At his inauguration, Mnangagwa promised to build a Zimbabwe that would not look like Mugabe’s. It would have freedom of expression, a strong currency, billions of dollars in foreign investment, re-engagement with the West and elections in July complete with international observers.”

But none of this has come to pass. “In the rural areas where Mugabe and Mnangagwa’s ZANU-PF party had established a deep system of patronage over nearly four decades, a scene similar to the past’s less-than-fair elections was playing out.

“The lives of opposition candidates and their followers were threatened. ZANU-PF candidates openly paid people to attend their rallies with state-owned goods like fertiliser and corn flour. State-owned media gave exceedingly disproportionate time to ZANU-PF political ads.

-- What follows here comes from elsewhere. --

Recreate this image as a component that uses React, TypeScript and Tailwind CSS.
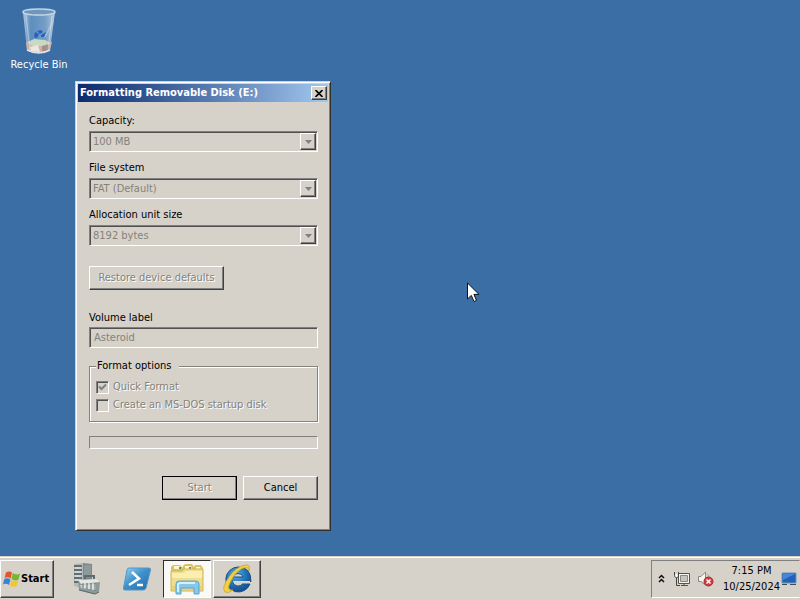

“On election day, the mood was still mostly buoyant — and voting went off without a hitch. But as the vote-counting process dragged on, the opposition became louder about electoral manipulation, unfairness and even alleged rigging,” says The Washington Post.

In a worrying sign that the country was set to move into crisis, on Aug. 1, after an opposition protest in the centre of Harare devolved into rioting, the army came out onto the streets for the first time since that day last November. “They shot live rounds indiscriminately into the crowds, killing six and wounding dozens. It was a scene of carnage and heartbreak,” says the US publication.

“If we are just going to have citizens facing live ammunition in the streets of Harare, it makes us wonder where we are at,” said Jestina Mukoko, director of the Zimbabwe Peace Project, a nonprofit human rights monitoring group.

Zimbabwe is now as politically divided as it has ever been, observes The Washington Post.

Meanwhile, Mnangagwa’s promised surge in investment has proved paltry, and the economy has continued to be a source of misery. The political instability stemming from the contested election and its aftermath has led many international investors to conclude that Zimbabwe is still too risky for investment, says the media company.

A decade ago, during Zim­babwe’s worst economic crisis, inflation spiralled out of control, leading the government to print hundred-trillion-dollar notes before eventually scrapping the Zimbabwean dollar altogether, opting instead for bond notes pegged to the US dollar. 

“But that bond currency has been undermined by the government’s continued printing of it to pay the salaries of its employees. In October, it took a nose-dive and just like in 2008, untold numbers of people lost all their savings.

“The inflation crisis has hit hospitals particularly hard, leaving them unable to afford imported medicines.

“Our patients are relapsing, deteriorating, operations being canceled,” the Zimbabwe Medical Association is reported as saying a statement last week.